Newmarket Park once echoed to the roar of fans cheering sporting greats like Peter Snell, Murray Halberg and English soccer team Tottenham Hotspur.
These days, the silence in the long-abandoned sports arena is more likely to be broken by the chatter of cheeky fantails and the croaking of frogs which have set up home in the ornamental pond.
Last night, the Hobson community board voted in favour of the frogs and fantails staying put.
For residents who have battled for two decades to have the park turned into a passive reserve, it is victory at last. But what a long and unnecessary marathon it has been.
Known in turn as Sarawia St, Olympic Stadium and then Newmarket Park, this 5.8ha reserve's days as a sportsground effectively ended in 1979 when the eastern side collapsed into the adjacent gully.
Built over an unconsolidated tip site dating back to the First World War, it had a history of instability.
The Auckland Football Association, which used the ground for big matches, desperately searched for backers to provide the more than $1 million needed for repairs.
None was forthcoming and in 1988, when further subsidence occurred in the seating terraces, the Newmarket Borough Council cancelled soccer's lease. A cheque for $25,000 saw them go quietly.
The council, after local consultation, decided to redevelop the park as a passive reserve, planting it in native shrubs, building an ornamental lake and converting the soccer headquarters into a Japanese teahouse-like structure designed by local architect Simon Carnachan.

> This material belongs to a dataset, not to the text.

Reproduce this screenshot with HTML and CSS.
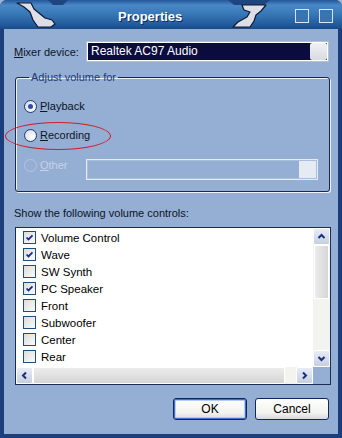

The budget for the work in February 1989 was $500,000, but by the time Newmarket became part of the enlarged Auckland City eight months later, $720,000 had been spent on what was, by then, a $1.3 million project.
With the lake installed and the shell of the teahouse complete, but no landscaping begun, the new council stopped all work.
It was a year later that a local, Melanie Scott, received leaked documents indicating that the council was entertaining a proposal to turn the park into a giant, artificial, plastic-coated skifield, to be open until 11 pm every day of the year.
She called a public meeting, from which emerged the Newmarket Park Protection Society.
Over the ensuing years, a series of non-starters have followed the skifield. One was a cultural park for European immigrants, divided into a series of national gardens. Another countered this with a proposal for a Japanese cultural centre. There was a plan for four international-sized bowling greens, for a botanical tree garden, for additional rugby fields for Grammar Club, and for a golf driving range.
In 1993, the council and a planning commissioner outraged many locals like Mrs Scott by agreeing to turn the park into Grammar Club rugby fields.
By then, the half-finished $200,000 teahouse had been badly vandalised.
The protection society raised more than $30,000 to challenge the council decision in the courts. That threat stymied, the most recent battle has been over the teahouse.
Last December, the community board had the choice of repairing it for $470,000 or demolishing the building at a cost of $25,000. After some agonising, they chose the latter and down it came.
The proposal voted on last night includes an enlarged lake, car parks, toilets, vegetation, seating, lighting and viewing spots - everything, you would expect in a modern passive park.
Why it has taken more than 10 years to get back to the original concept - minus the teahouse - I cannot imagine. It seems weird that new sports fields and a ski slope were ever considered viable uses for a still-consolidating old rubbish tip which has a tendency to slip and slide.
As for the local battlers, I suspect we have not heard the last of them. Mrs Scott and her band now have their eyes on the leaking sewage and stormwater pipes on the edge of the park that drain via the Newmarket Stream into Hobson Bay. Watercare beware.